Zunächst mag man denken, es sei ein Widerspruch – doch die Realität lehrt uns anderes. In Rheinland-Pfalz ist die Anzahl der getöteten Wildschweine - die Jäger sprechen von der „Schwarzwildstrecke“ - im langjährigen Durchschnitt trotz einer Intensivierung der Jagd kontinuierlich steigend. Wurden im Jagdjahr 1991/92 noch etwa 20.000 Wildschweine im langjährigen Jahresschnitt zur Strecke gebracht, so waren das 19 Jahre später bereits 55.000, Tendenz steigend wie das Rekordjahresergebnis von 2008/09 mit über 80.000 toten Tieren verdeutlicht.
Gründe für die starke Vermehrung der Wildschweine gibt es reichlich. So trägt der Klimawandel mit einer Häufung sogenannter „Mastjahre“ dazu bei. Mastjahre bescheren dem Wild ein üppiges Angebot an Waldfrüchten wie Bucheckern und Eicheln und führen in den Folgejahren zu einer erhöhten Reproduktion. Kontinuierlicher noch als Mastjahre ist die Regelmäßigkeit, mit welcher Jäger das Schwarzwild füttern: Hochrechnungen der Forschungsanstalt für Waldökologie und Forstwirtschaft, Rheinland-Pfalz, zufolge bringen Jäger dazu jedes Jahr bis zu 1.384 Tonnen (!) Mais zum Anfüttern des Wildes in den rheinland-pfälzischen Wald - zusätzlich zu dem Angebot unserer immer häufiger monokulturell angelegten Landwirtschaft, die den Schwarzkitteln mit riesigen Mais- oder Rapsfeldern übrigens eine prächtige Deckung bietet.
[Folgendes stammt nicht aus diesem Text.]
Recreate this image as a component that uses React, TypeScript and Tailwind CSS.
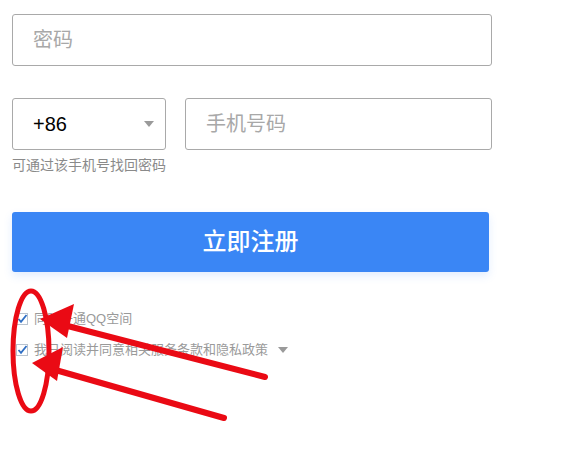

Das Landwirtschafts- und Umweltministerium in Mainz versucht gemeinsam mit dem Landesjagdverband, den Bauern und anderen Interessensgruppen dieser Entwicklung mit einer seit Jahren zunehmenden Intensivierung der Jagd zu begegnen – bisher ohne Erfolg.
Dabei gibt es in Rheinland-Pfalz kaum noch Tabus: Da werden revierübergreifende Gesellschaftsjagden mit Hundertschaften von Jägern und Treibern mit ihren Jagdhunden veranstaltet, das Jagen der für das Sozialgefüge so wichtigen Leitbachen - ob tragend oder nicht - wird propagiert, Frischlingsfallen aufgestellt, Tiere in der Winterruhe gestört, die Jagd des nachts mit Zusatzscheinwerfern erlaubt und Schonzeiten aufgehoben.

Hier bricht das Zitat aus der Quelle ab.